> [YOUR INSTRUCTIONS]: Carry none of the pictures over; write out the complete data exactly.

> [INFORMATION SHOWN]:
━━━━
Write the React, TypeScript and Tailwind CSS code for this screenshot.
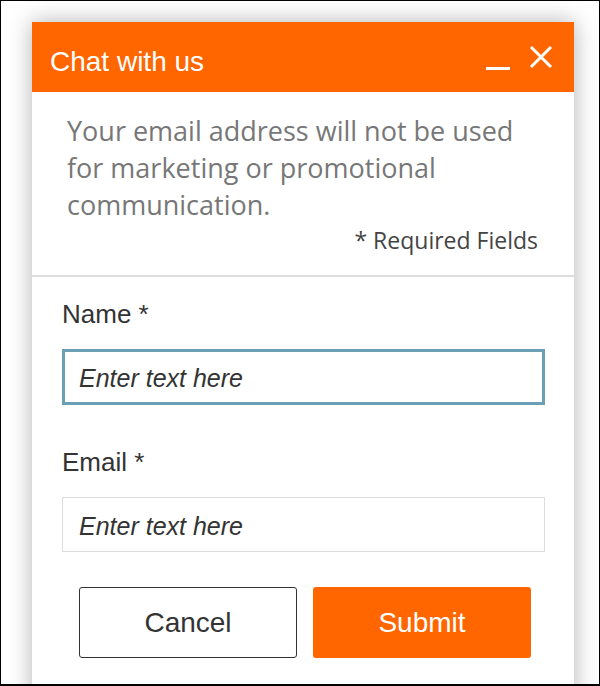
import React from 'react';

const sans = "font-['Liberation_Sans',Arial,sans-serif]";
const openSans = "font-['Open_Sans',sans-serif]";

function Field({ label, focused }: { label: string; focused?: boolean }) {
  return (
    <div className="flex flex-col">
      <label className={`${sans} text-[26px] leading-[30px] text-[#333]`}>{label}</label>
      <div
        className={
          focused
            ? 'mt-[20px] h-[56px] border-[3px] border-[#6a9fb5] flex items-center pl-[14px] pt-[4px]'
            : 'mt-[20px] h-[55px] border border-[#ddd] flex items-center pl-[16px] pt-[4px]'
        }
      >
        <span className={`${sans} italic text-[25px] text-[#333]`}>Enter text here</span>
      </div>
    </div>
  );
}

export default function App() {
  return (
    <div className="w-[600px] h-[686px] overflow-hidden bg-white border border-black border-b-2 pt-[21px] pl-[31px]">
      <div className="w-[542px] h-[700px] bg-white shadow-[0_0_22px_rgba(0,0,0,0.3)]">
        {/* header */}
        <div className="h-[70px] bg-[#ff6600] flex items-center justify-between pl-[18px] pr-[21px]">
          <span className={`${sans} text-[28px] text-white pt-[9px]`}>Chat with us</span>
          <div className="flex items-center gap-[19px]">
            <svg width="24" height="24" viewBox="0 0 24 24" className="mt-[3px]">
              <rect x="0" y="20" width="24" height="3" fill="#fff" />
            </svg>
            <svg width="24" height="24" viewBox="0 0 24 24">
              <path d="M2 2 L22 22 M22 2 L2 22" stroke="#fff" strokeWidth="3" fill="none" />
            </svg>
          </div>
        </div>

        {/* notice */}
        <div className="pt-[20px] pb-[21px] pl-[35px] pr-[36px] border-b-2 border-[#ddd]">
          <p className={`${openSans} text-[27px] leading-[37px] text-[#777]`}>
            Your email address will not be used for marketing or promotional communication.
          </p>
          <p className={`${openSans} text-[23px] leading-[28px] text-[#444] text-right mt-[3px]`}>
            * Required Fields
          </p>
        </div>

        {/* form */}
        <div className="pt-[22px] pl-[30px] pr-[29px]">
          <Field label="Name *" focused />
          <div className="mt-[42px]">
            <Field label="Email *" />
          </div>
          <div className="mt-[35px] flex gap-[16px] pl-[17px]">
            <button
              className={`${sans} w-[218px] h-[71px] border-[1.5px] border-[#333] rounded-[3px] bg-white text-[28px] text-[#333]`}
            >
              Cancel
            </button>
            <button className={`${sans} w-[218px] h-[71px] rounded-[3px] bg-[#ff6600] text-[28px] text-white`}>
              Submit
            </button>
          </div>
        </div>
      </div>
    </div>
  );
}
━━━━
> [WORKED ANSWER]:
Write the React, TypeScript and Tailwind CSS code for this screenshot.
import React from 'react';

const sans = "font-['Liberation_Sans',Arial,sans-serif]";
const openSans = "font-['Open_Sans',sans-serif]";

function Field({ label, focused }: { label: string; focused?: boolean }) {
  return (
    <div className="flex flex-col">
      <label className={`${sans} text-[26px] leading-[30px] text-[#333]`}>{label}</label>
      <div
        className={
          focused
            ? 'mt-[20px] h-[56px] border-[3px] border-[#6a9fb5] flex items-center pl-[14px] pt-[4px]'
            : 'mt-[20px] h-[55px] border border-[#ddd] flex items-center pl-[16px] pt-[4px]'
        }
      >
        <span className={`${sans} italic text-[25px] text-[#333]`}>Enter text here</span>
      </div>
    </div>
  );
}

export default function App() {
  return (
    <div className="w-[600px] h-[686px] overflow-hidden bg-white border border-black border-b-2 pt-[21px] pl-[31px]">
      <div className="w-[542px] h-[700px] bg-white shadow-[0_0_22px_rgba(0,0,0,0.3)]">
        {/* header */}
        <div className="h-[70px] bg-[#ff6600] flex items-center justify-between pl-[18px] pr-[21px]">
          <span className={`${sans} text-[28px] text-white pt-[9px]`}>Chat with us</span>
          <div className="flex items-center gap-[19px]">
            <svg width="24" height="24" viewBox="0 0 24 24" className="mt-[3px]">
              <rect x="0" y="20" width="24" height="3" fill="#fff" />
            </svg>
            <svg width="24" height="24" viewBox="0 0 24 24">
              <path d="M2 2 L22 22 M22 2 L2 22" stroke="#fff" strokeWidth="3" fill="none" />
            </svg>
          </div>
        </div>

        {/* notice */}
        <div className="pt-[20px] pb-[21px] pl-[35px] pr-[36px] border-b-2 border-[#ddd]">
          <p className={`${openSans} text-[27px] leading-[37px] text-[#777]`}>
            Your email address will not be used for marketing or promotional communication.
          </p>
          <p className={`${openSans} text-[23px] leading-[28px] text-[#444] text-right mt-[3px]`}>
            * Required Fields
          </p>
        </div>

        {/* form */}
        <div className="pt-[22px] pl-[30px] pr-[29px]">
          <Field label="Name *" focused />
          <div className="mt-[42px]">
            <Field label="Email *" />
          </div>
          <div className="mt-[35px] flex gap-[16px] pl-[17px]">
            <button
              className={`${sans} w-[218px] h-[71px] border-[1.5px] border-[#333] rounded-[3px] bg-white text-[28px] text-[#333]`}
            >
              Cancel
            </button>
            <button className={`${sans} w-[218px] h-[71px] rounded-[3px] bg-[#ff6600] text-[28px] text-white`}>
              Submit
            </button>
          </div>
        </div>
      </div>
    </div>
  );
}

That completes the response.